Le Canada ne peut pas se permettre des blessures auto-infligées comme celles produites par les blocages des postes-frontières. Par exemple, les législateurs du Michigan sont prêts à mettre en lumière les récents évènements pour appuyer leur campagne visant à rapatrier les investissements dans le secteur manufacturier aux dépens de notre industrie automobile, qui s’est construite sur la solidité des accords commerciaux intervenus entre le Canada et les États-Unis depuis 1965. Pour contrer ce genre de discours, nos gouvernements doivent affirmer haut et fort que nos corridors commerciaux sont sûrs et que le Canada est un partenaire commercial fiable.

Les autorités municipales et les gouvernements provinciaux ont une responsabilité aux premières lignes. Lorsque des routes et des ponts, des voies ferrées, des pipelines, des ports ou d’autres infrastructures essentielles sont pris en otages, c’est aussi une question d’intérêt national et il doit y avoir un leadership national. Aux termes de notre Constitution, on peut affirmer une juridiction fédérale, y compris en vertu de la compétence en matière de commerce. Il s’agit d’une question de paix, d’ordre et de bon gouvernement, et l’autorité fédérale doit s’exercer en collaboration avec les autorités provinciales et municipales. Par ailleurs, il ne faut pas attendre qu’une crise nationale s’installe pour prendre les mesures fédérales qui s’imposent. Les coûts sont alors déjà trop élevés.

Nous proposons donc deux mesures.

Premièrement, le gouvernement devrait déposer au Parlement un projet de loi visant à protéger les infrastructures économiques et commerciales essentielles du Canada. Cette loi viserait à établir un pouvoir fédéral clair, encadrant des actions nécessaires, pour intervenir en cas d’actes délibérés perturbant le fonctionnement essentiel de notre économie. De nos jours, il faut aussi inclure une protection contre les attaques visant les infrastructures numériques essentielles comme le système de paiements.

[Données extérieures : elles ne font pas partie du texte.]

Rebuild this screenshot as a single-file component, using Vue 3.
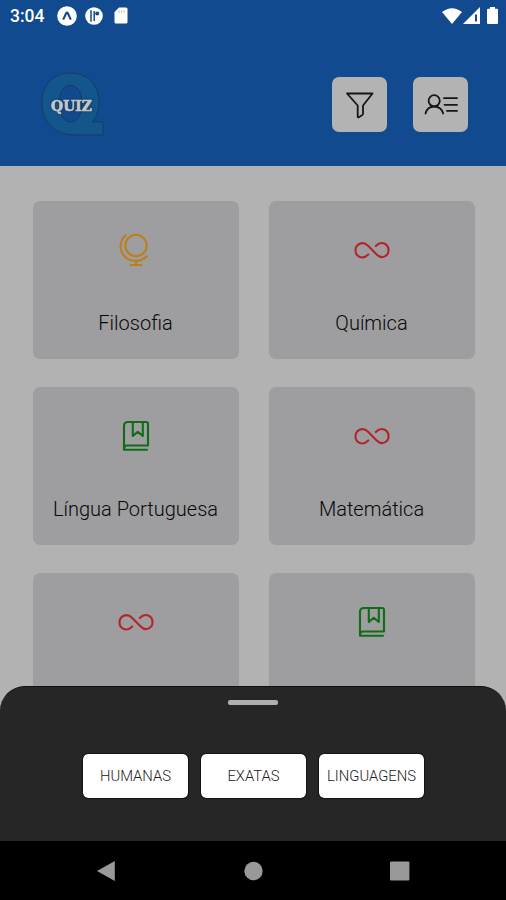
<script setup>
const subjects = [
  { name: 'Filosofia', icon: 'globe' },
  { name: 'Química', icon: 'infinite' },
  { name: 'Língua Portuguesa', icon: 'book' },
  { name: 'Matemática', icon: 'infinite' },
  { name: 'Física', icon: 'infinite' },
  { name: 'Literatura', icon: 'book' },
]
const areas = ['HUMANAS', 'EXATAS', 'LINGUAGENS']
</script>

<template>
  <div class="screen">
    <header class="header">
      <div class="status">
        <div class="status-left">
          <span class="time">3:04</span>
          <svg width="20" height="20" viewBox="0 0 20 20">
            <circle cx="10" cy="10" r="9.8" fill="#fff" />
            <path d="M6.2 13.6 9 7.5q1-1.8 2 0l2.8 6.1" fill="none" stroke="#124a90" stroke-width="2.1" />
          </svg>
          <svg width="18" height="20" viewBox="0 0 18 20">
            <circle cx="9" cy="10" r="8.8" fill="#fff" />
            <path d="M6 4.2v11.600M9.200 5v10" stroke="#124a90" stroke-width="1.5" />
            <circle cx="12.2" cy="7.600" r="2" fill="#124a90" />
          </svg>
          <svg class="sd" width="14" height="17" viewBox="0 0 14 17">
            <path d="M5 .5h7q1.500 0 1.500 1.500v13q0 1.500-1.500 1.500H2Q.5 16.500.5 15V5z" fill="#fff" />
            <path d="M5 3v3M7.500 3v3M10 3v3" stroke="#b9c9df" stroke-width="1" />
          </svg>
        </div>
        <div class="status-right">
          <svg width="20" height="16" viewBox="0 0 20 16">
            <path d="M0 4Q10-3.600 20 4L10 16z" fill="#fff" />
          </svg>
          <svg width="17" height="17" viewBox="0 0 17 17">
            <path d="M0 17 17 0v17z" fill="#fff" />
            <path d="M13 7.500v7" stroke="#124a90" stroke-width="2" />
          </svg>
          <svg class="battery" width="11" height="17" viewBox="0 0 11 17">
            <path d="M3 0h5v1.800h2q1 0 1 1V16q0 1-1 1H1q-1 0-1-1V2.800q0-1 1-1h2z" fill="#fff" />
          </svg>
        </div>
      </div>
      <div class="toolbar">
        <svg class="logo" width="66" height="66" viewBox="0 0 66 66">
          <path
            d="M30.500 2C48 2 59 14 59 31.500c0 8.500-3 15-7 19.500h11v13H35C15 64 2 51 2 32 2 14 13 2 30.500 2zm0 12.500c-7 0-11.500 7.500-11.500 18s4.500 18.500 11.500 18.500S42 43 42 32.500s-4.500-18-11.500-18z"
            fill="#12568c"
            fill-rule="evenodd"
            stroke="#123f60"
          />
          <text x="31.500" y="39.500" text-anchor="middle" textLength="41" lengthAdjust="spacingAndGlyphs">QUIZ</text>
        </svg>
        <div class="actions">
          <button class="tool">
            <svg width="30" height="30" viewBox="0 0 30 30" class="line">
              <path d="M2 3.500h25.500L18 15.500v8.300q0 1-1 1.500l-3.200 1.900q-1.100.5-1.100-.7v-11z" />
            </svg>
          </button>
          <button class="tool">
            <svg width="36" height="30" viewBox="0 0 36 30" class="line">
              <circle cx="11.200" cy="10.800" r="5.600" />
              <path d="M2.500 23.500q1.800-7 8.700-7t9 7M21 8.200H34M21.500 14.800H34M24 20.900H34" />
            </svg>
          </button>
        </div>
      </div>
    </header>

    <main class="grid">
      <article v-for="subject in subjects" :key="subject.name" class="card">
        <svg v-if="subject.icon === 'globe'" class="icon globe" viewBox="0 0 36 36">
          <circle cx="18" cy="13.500" r="10.700" />
          <path d="M7.700 3.200C1.300 8.500 1 18 6.200 24c5.600 6.300 15.800 6.500 22.600.4M18 29v3.500M12.500 33h11" />
        </svg>
        <svg v-else-if="subject.icon === 'infinite'" class="icon infinite" viewBox="0 0 36 36">
          <path d="M14.300 22.400C7.500 29 1.500 23.500 1.500 18.500c0-6 6.800-10.400 12.800-4.600l8.400 8.500c5.900 5.800 11.800.9 11.800-4.200 0-6-6.900-10.200-12.700-4.300" />
        </svg>
        <svg v-else class="icon book" viewBox="0 0 36 36">
          <path d="M29 31.700H6V8q0-4 4-4h18q2 0 2 2v21.500H9q-3 0-3 4.200M14.800 4v14l5-4.200 5 4.200V4" />
        </svg>
        <span class="name">{{ subject.name }}</span>
      </article>
    </main>

    <section class="sheet">
      <div class="handle"></div>
      <div class="areas">
        <button v-for="area in areas" :key="area" class="area">{{ area }}</button>
      </div>
    </section>

    <nav class="nav">
      <svg width="20" height="22" viewBox="0 0 20 22"><path d="M0 11 17.800 1v20z" /></svg>
      <svg width="20" height="22" viewBox="0 0 20 22"><circle cx="10.500" cy="11" r="9.200" /></svg>
      <svg width="20" height="22" viewBox="0 0 20 22"><rect x="0" y="1.500" width="19.400" height="19" rx="1" /></svg>
    </nav>
  </div>
</template>

<style>
body {
  margin: 0;
}
</style>

<style scoped>
.screen {
  position: relative;
  display: flex;
  flex-direction: column;
  width: 506px;
  height: 900px;
  overflow: hidden;
  background: #b2b2b2;
  font-family: Roboto, "Liberation Sans", sans-serif;
}
svg {
  display: block;
  flex: none;
}
button {
  padding: 0;
  border: 0;
  font-family: inherit;
}
.header {
  flex: none;
  height: 166px;
  background: #124a90;
}
.status {
  display: flex;
  justify-content: space-between;
  height: 31px;
  padding: 0 8px 0 10px;
}
.status-left,
.status-right {
  display: flex;
  align-items: center;
}
.status-left {
  gap: 8px;
}
.status-right {
  gap: 1px;
}
.time {
  width: 39px;
  color: #fff;
  font-size: 17.5px;
  font-weight: 500;
  line-height: 32px;
}
.sd {
  margin-left: 3px;
}
.battery {
  margin-left: 6px;
}
.toolbar {
  display: flex;
  align-items: flex-start;
  justify-content: space-between;
  padding: 40px 38px 0 40px;
}
.logo {
  overflow: visible;
}
.logo text {
  fill: #c3c6c8;
  stroke: #c3c6c8;
  stroke-width: 0.7px;
  font: bold 15.5px "DejaVu Serif", serif;
  filter: drop-shadow(0 0 1px #1d2f40);
}
.actions {
  display: flex;
  gap: 26px;
  padding-top: 6px;
}
.tool {
  display: flex;
  align-items: center;
  justify-content: center;
  width: 55px;
  height: 55px;
  border-radius: 7px;
  background: #b3b3b3;
}
.line {
  fill: none;
  stroke: #161616;
  stroke-width: 1.8;
  stroke-linecap: round;
  stroke-linejoin: round;
}
.grid {
  display: grid;
  flex: 1;
  grid-template-columns: 206px 206px;
  grid-auto-rows: 158px;
  gap: 28px 30px;
  min-height: 0;
  padding: 35px 0 0 32.5px;
  overflow: hidden;
}
.card {
  display: flex;
  flex-direction: column;
  align-items: center;
  box-sizing: border-box;
  padding-top: 31px;
  border-radius: 7px;
  background: #9e9ea0;
}
.icon {
  width: 36px;
  height: 36px;
  fill: none;
  stroke-width: 2.1;
  stroke-linecap: round;
  stroke-linejoin: round;
}
.globe {
  stroke: #bd7f1d;
}
.infinite {
  stroke: #b3252b;
}
.book {
  stroke: #126b19;
}
.name {
  margin-top: 43px;
  color: #080808;
  font-size: 20px;
  font-weight: 300;
  line-height: 24px;
  white-space: nowrap;
}
.sheet {
  position: absolute;
  right: 0;
  bottom: 59px;
  left: 0;
  box-sizing: border-box;
  height: 155px;
  padding-top: 13px;
  border-top: 1px solid #111;
  border-radius: 25px 25px 0 0;
  background: #262626;
}
.handle {
  width: 50px;
  height: 5px;
  margin: 0 auto;
  border-radius: 2px;
  background: #b0b0b0;
}
.areas {
  display: flex;
  justify-content: center;
  gap: 13px;
  margin-top: 49px;
  padding-left: 1px;
}
.area {
  width: 105px;
  height: 44px;
  border-radius: 5px;
  outline: 1px solid #141414;
  background: #fff;
  color: #222;
  font-size: 14.8px;
  font-weight: 300;
}
.nav {
  display: flex;
  flex: none;
  justify-content: space-between;
  box-sizing: border-box;
  height: 59px;
  padding: 19px 96.500px 0;
  background: #000;
  fill: #999;
}
</style>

Il devrait y avoir la possibilité de demander rapidement des injonctions, d’imposer de lourdes sanctions civiles et pénales et de saisir des biens, un peu comme certaines des mesures qui peuvent maintenant être invoquées lors de situations d’urgence. Bien sûr, l’application de la loi ferait l’objet d’une consultation étroite avec les provinces et les autorités locales pour assurer une réponse coordonnée, des garanties pour prévenir les abus et un contrôle parlementaire afin de préserver la transparence et la reddition de comptes. Les provinces doivent également revoir si elles ont les pouvoirs nécessaires pour mener leurs propres interventions en cas de perturbations.

Deuxièmement, le pouvoir d’agir étant une condition nécessaire, mais insuffisante en elle-même, pour prévenir et résoudre les crises, les gouvernements doivent urgemment entreprendre une discussion sur les capacités, les ressources et la formation des forces de l’ordre. Des plans doivent être élaborés pour combler les lacunes, et des protocoles d’intervention commune doivent être mis en place. Dans ce contexte, il faut envisager la création de moyens spécialisés au sein de la GRC qui pourraient être déployés rapidement pour appuyer d’autres forces sur le terrain.

Avec une compétence clairement définie, des pouvoirs disponibles immédiatement et des moyens accrus pour faire respecter la loi, le message aux groupes qui envisagent d’abuser de leur droit de manifester serait clair : les attaques contre nos infrastructures essentielles ne seront pas tolérées. Le message à tous les Canadiens et à nos partenaires mondiaux serait tout aussi clair : le Canada est déterminé à protéger ses relations commerciales, ses infrastructures essentielles et sa réputation internationale en tant que partenaire économique fiable.